Journalism student Alima Bibi gives her Ramadan do’s and don’ts.
Date: 12 May 2021
It’s that time of the year again... people stockpiling food, getting their shopping done by the day before, buying all the necessary staples, preparing their Eid day outfits (usually done the last week,) getting all their affairs in order and mentally preparing for the month-long days and nights to come. But what is Ramadan? Despite being a yearly tradition and religious holiday celebrated all over the world for hundreds of years, similar to Christmas here in the West, many people are still oblivious to what it actually is and what it entails.

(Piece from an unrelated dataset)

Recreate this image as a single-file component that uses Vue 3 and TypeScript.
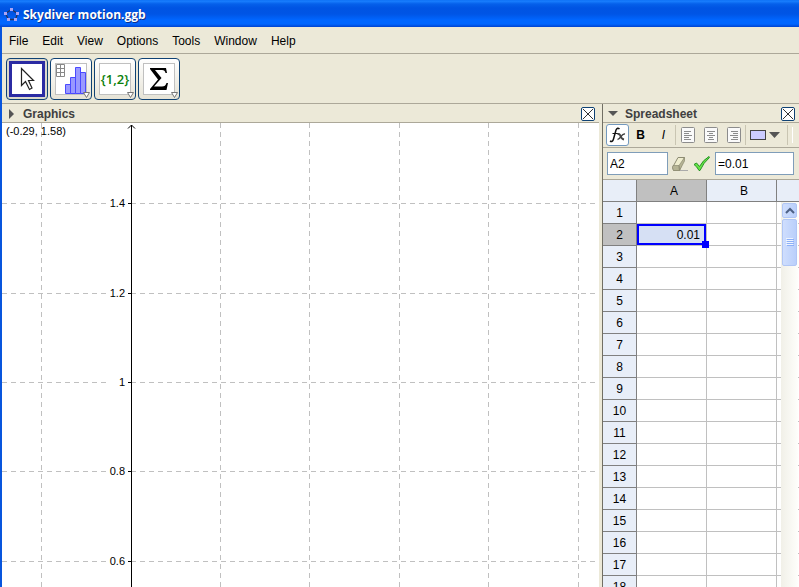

Ramadan is a holy month, and marks the ninth month of the Islamic calendar. It consists of fasting (sawn) from sunrise to sunset, observed by Muslims worldwide and typically lasts twenty-nine to thirty days. The month starts from the moment of the first sighting of the crescent moon. Since Ramadan relies on the moon sighting, the date is never the same and can fall on any day during the ninth month as the Islamic calendar follows a lunar calendar instead of a Gregorian one. The start and end of the month varies around the world and the duration of the fast depends on a country’s time zone.
The month starts with a nightly prayer, the day before once a crescent moon has been sighted, signalling the commencement of the first fast. This prayer, known as Taraweeh, meaning 'to rest and relax' is only performed at night during Ramadan, after the evening's last daily prayer. It’s seen as a special form of mediation. A typical fasting day consists of waking up before sunrise to eat, followed by the morning prayer. The fast is then broken at sunset, traditionally with a date, which, symbolises the breaking of the fast, then followed by the sunset prayer and Ramadan meal known as iftaar. Traditional iftaar meals vary with each country but all consist of samosas, rice dishes, meat and vegetables, and plenty of fresh exotic fruit such as watermelon and mango. Since iftaar is the only main meal of the day, every effort must be made to consume food from all major food groups to replenish energy levels.
Apart from fasting, Ramadan is supposed to invoke spiritual awareness in oneself, through reflection, prayer, charity and a sense of community, bringing everyone closer to not just each other but to also their creator. Since it’s regarded as the holiest month of the year, no good deed is greater than the one performed during Ramadan, where the worth of these deeds are multiplied along with the rewards and all sins are forgiven.
As you can tell, it’s mentally and physically exhausting… and even more so for a student. Just imagine having to tumble out of bed in the morning, with only 3-4 hours of sleep and an empty stomach, for a 9am lecture. Gruelling. Not even a coffee could keep you awake. Oh wait… you couldn’t have one anyway. Not to mention staying up to date with back to back assignments whilst juggling a part-time job. Just even thinking about the amount of exhaustion tires you out. Staying awake and focused was already a challenge in itself, so never test the patience of a fasting student. Even after Ramadan has ended, it’s hard to kick the bad sleeping habits that it comes with and takes weeks to develop a normal sleeping pattern again. I call it Ramadan's brain.
Luckily though, since most students have to attend classes online, rather than on campus, instead of tumbling out of bed in the morning, all they have to do is roll over and turn their laptop on, whilst still in their pyjamas and no one would be none the wiser; The only perks of COVID for a student. Those few extra hours in bed are definitely appreciated.
Although this year Ramadan came the day after lockdown restrictions were lifted this year (annoyingly) making it harder to enjoy the post lockdown freedom along with the rest of the UK, people are looking forward to the end of Ramadan knowing, they’ll be able to celebrate Eid properly, (that marks the end of fasting,) and close the month with a bang (and a few samosas.. and maybe a kebab). It’s well earned for sure, and until next year… Ramadan Kareem.